Transcribe everything in the data word for word. Pictures are left out.
## Begin
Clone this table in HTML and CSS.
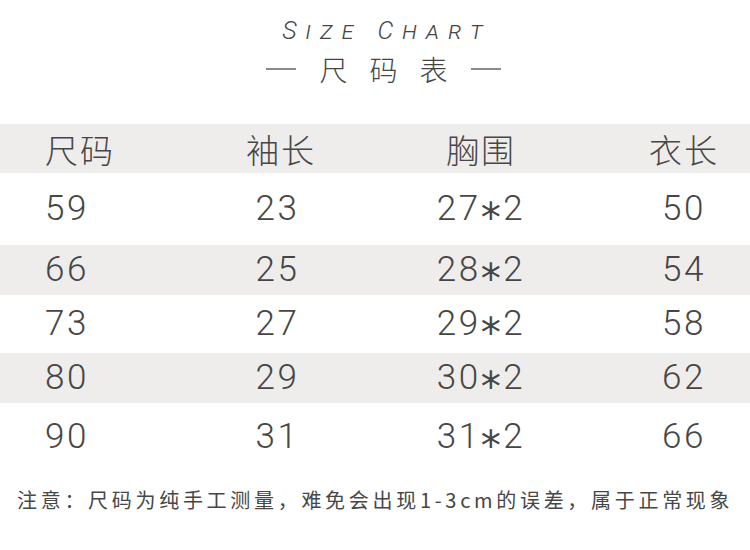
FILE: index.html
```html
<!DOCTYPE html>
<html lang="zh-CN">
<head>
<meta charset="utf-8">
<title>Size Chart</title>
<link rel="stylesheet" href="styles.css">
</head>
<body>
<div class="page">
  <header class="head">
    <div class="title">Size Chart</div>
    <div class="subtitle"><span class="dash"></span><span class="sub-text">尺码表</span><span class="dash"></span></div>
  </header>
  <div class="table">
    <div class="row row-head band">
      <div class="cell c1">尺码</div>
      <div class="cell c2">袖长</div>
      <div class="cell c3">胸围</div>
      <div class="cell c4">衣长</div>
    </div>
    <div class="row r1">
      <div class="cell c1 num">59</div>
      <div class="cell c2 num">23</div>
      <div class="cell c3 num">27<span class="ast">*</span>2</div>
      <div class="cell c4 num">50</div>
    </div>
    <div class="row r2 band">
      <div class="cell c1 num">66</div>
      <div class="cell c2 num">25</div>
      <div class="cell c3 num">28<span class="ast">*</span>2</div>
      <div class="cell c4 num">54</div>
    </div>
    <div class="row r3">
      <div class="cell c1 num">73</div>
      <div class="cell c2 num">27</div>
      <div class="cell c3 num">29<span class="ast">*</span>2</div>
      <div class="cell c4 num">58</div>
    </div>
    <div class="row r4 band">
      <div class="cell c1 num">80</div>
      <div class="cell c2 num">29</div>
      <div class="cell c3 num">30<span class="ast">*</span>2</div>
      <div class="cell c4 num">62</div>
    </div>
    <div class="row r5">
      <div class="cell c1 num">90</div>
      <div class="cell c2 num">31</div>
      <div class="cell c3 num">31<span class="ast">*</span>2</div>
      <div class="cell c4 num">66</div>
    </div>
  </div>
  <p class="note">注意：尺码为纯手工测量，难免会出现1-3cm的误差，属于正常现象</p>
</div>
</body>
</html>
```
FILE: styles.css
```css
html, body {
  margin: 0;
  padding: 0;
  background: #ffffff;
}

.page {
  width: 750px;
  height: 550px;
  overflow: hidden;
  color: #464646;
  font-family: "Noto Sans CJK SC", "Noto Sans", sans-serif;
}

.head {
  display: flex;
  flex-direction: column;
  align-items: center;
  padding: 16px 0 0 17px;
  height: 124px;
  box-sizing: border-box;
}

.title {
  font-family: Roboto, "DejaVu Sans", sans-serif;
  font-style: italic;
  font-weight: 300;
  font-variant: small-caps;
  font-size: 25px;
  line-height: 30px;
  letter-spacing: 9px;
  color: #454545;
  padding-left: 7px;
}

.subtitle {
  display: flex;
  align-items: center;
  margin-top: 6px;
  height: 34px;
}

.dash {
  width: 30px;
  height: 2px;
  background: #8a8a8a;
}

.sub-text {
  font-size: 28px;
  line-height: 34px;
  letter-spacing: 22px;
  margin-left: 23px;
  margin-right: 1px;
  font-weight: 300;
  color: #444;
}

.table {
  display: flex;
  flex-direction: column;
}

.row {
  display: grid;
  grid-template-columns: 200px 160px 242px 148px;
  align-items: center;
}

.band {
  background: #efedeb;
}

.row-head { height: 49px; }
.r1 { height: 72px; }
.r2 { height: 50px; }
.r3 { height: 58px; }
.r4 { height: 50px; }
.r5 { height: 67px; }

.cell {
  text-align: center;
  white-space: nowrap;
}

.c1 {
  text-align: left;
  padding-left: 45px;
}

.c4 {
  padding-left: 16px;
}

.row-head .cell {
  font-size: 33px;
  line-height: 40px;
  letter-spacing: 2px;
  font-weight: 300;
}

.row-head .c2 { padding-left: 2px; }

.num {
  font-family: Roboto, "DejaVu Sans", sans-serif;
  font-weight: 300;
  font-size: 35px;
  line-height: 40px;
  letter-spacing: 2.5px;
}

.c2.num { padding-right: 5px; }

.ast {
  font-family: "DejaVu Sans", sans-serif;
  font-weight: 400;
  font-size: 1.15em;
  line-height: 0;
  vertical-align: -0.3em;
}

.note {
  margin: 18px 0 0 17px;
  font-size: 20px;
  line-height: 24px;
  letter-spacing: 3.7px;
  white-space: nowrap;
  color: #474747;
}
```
## End
FULL SOLUTION
Clone this table in HTML and CSS.
FILE: index.html
```html
<!DOCTYPE html>
<html lang="zh-CN">
<head>
<meta charset="utf-8">
<title>Size Chart</title>
<link rel="stylesheet" href="styles.css">
</head>
<body>
<div class="page">
  <header class="head">
    <div class="title">Size Chart</div>
    <div class="subtitle"><span class="dash"></span><span class="sub-text">尺码表</span><span class="dash"></span></div>
  </header>
  <div class="table">
    <div class="row row-head band">
      <div class="cell c1">尺码</div>
      <div class="cell c2">袖长</div>
      <div class="cell c3">胸围</div>
      <div class="cell c4">衣长</div>
    </div>
    <div class="row r1">
      <div class="cell c1 num">59</div>
      <div class="cell c2 num">23</div>
      <div class="cell c3 num">27<span class="ast">*</span>2</div>
      <div class="cell c4 num">50</div>
    </div>
    <div class="row r2 band">
      <div class="cell c1 num">66</div>
      <div class="cell c2 num">25</div>
      <div class="cell c3 num">28<span class="ast">*</span>2</div>
      <div class="cell c4 num">54</div>
    </div>
    <div class="row r3">
      <div class="cell c1 num">73</div>
      <div class="cell c2 num">27</div>
      <div class="cell c3 num">29<span class="ast">*</span>2</div>
      <div class="cell c4 num">58</div>
    </div>
    <div class="row r4 band">
      <div class="cell c1 num">80</div>
      <div class="cell c2 num">29</div>
      <div class="cell c3 num">30<span class="ast">*</span>2</div>
      <div class="cell c4 num">62</div>
    </div>
    <div class="row r5">
      <div class="cell c1 num">90</div>
      <div class="cell c2 num">31</div>
      <div class="cell c3 num">31<span class="ast">*</span>2</div>
      <div class="cell c4 num">66</div>
    </div>
  </div>
  <p class="note">注意：尺码为纯手工测量，难免会出现1-3cm的误差，属于正常现象</p>
</div>
</body>
</html>
```
FILE: styles.css
```css
html, body {
  margin: 0;
  padding: 0;
  background: #ffffff;
}

.page {
  width: 750px;
  height: 550px;
  overflow: hidden;
  color: #464646;
  font-family: "Noto Sans CJK SC", "Noto Sans", sans-serif;
}

.head {
  display: flex;
  flex-direction: column;
  align-items: center;
  padding: 16px 0 0 17px;
  height: 124px;
  box-sizing: border-box;
}

.title {
  font-family: Roboto, "DejaVu Sans", sans-serif;
  font-style: italic;
  font-weight: 300;
  font-variant: small-caps;
  font-size: 25px;
  line-height: 30px;
  letter-spacing: 9px;
  color: #454545;
  padding-left: 7px;
}

.subtitle {
  display: flex;
  align-items: center;
  margin-top: 6px;
  height: 34px;
}

.dash {
  width: 30px;
  height: 2px;
  background: #8a8a8a;
}

.sub-text {
  font-size: 28px;
  line-height: 34px;
  letter-spacing: 22px;
  margin-left: 23px;
  margin-right: 1px;
  font-weight: 300;
  color: #444;
}

.table {
  display: flex;
  flex-direction: column;
}

.row {
  display: grid;
  grid-template-columns: 200px 160px 242px 148px;
  align-items: center;
}

.band {
  background: #efedeb;
}

.row-head { height: 49px; }
.r1 { height: 72px; }
.r2 { height: 50px; }
.r3 { height: 58px; }
.r4 { height: 50px; }
.r5 { height: 67px; }

.cell {
  text-align: center;
  white-space: nowrap;
}

.c1 {
  text-align: left;
  padding-left: 45px;
}

.c4 {
  padding-left: 16px;
}

.row-head .cell {
  font-size: 33px;
  line-height: 40px;
  letter-spacing: 2px;
  font-weight: 300;
}

.row-head .c2 { padding-left: 2px; }

.num {
  font-family: Roboto, "DejaVu Sans", sans-serif;
  font-weight: 300;
  font-size: 35px;
  line-height: 40px;
  letter-spacing: 2.5px;
}

.c2.num { padding-right: 5px; }

.ast {
  font-family: "DejaVu Sans", sans-serif;
  font-weight: 400;
  font-size: 1.15em;
  line-height: 0;
  vertical-align: -0.3em;
}

.note {
  margin: 18px 0 0 17px;
  font-size: 20px;
  line-height: 24px;
  letter-spacing: 3.7px;
  white-space: nowrap;
  color: #474747;
}
```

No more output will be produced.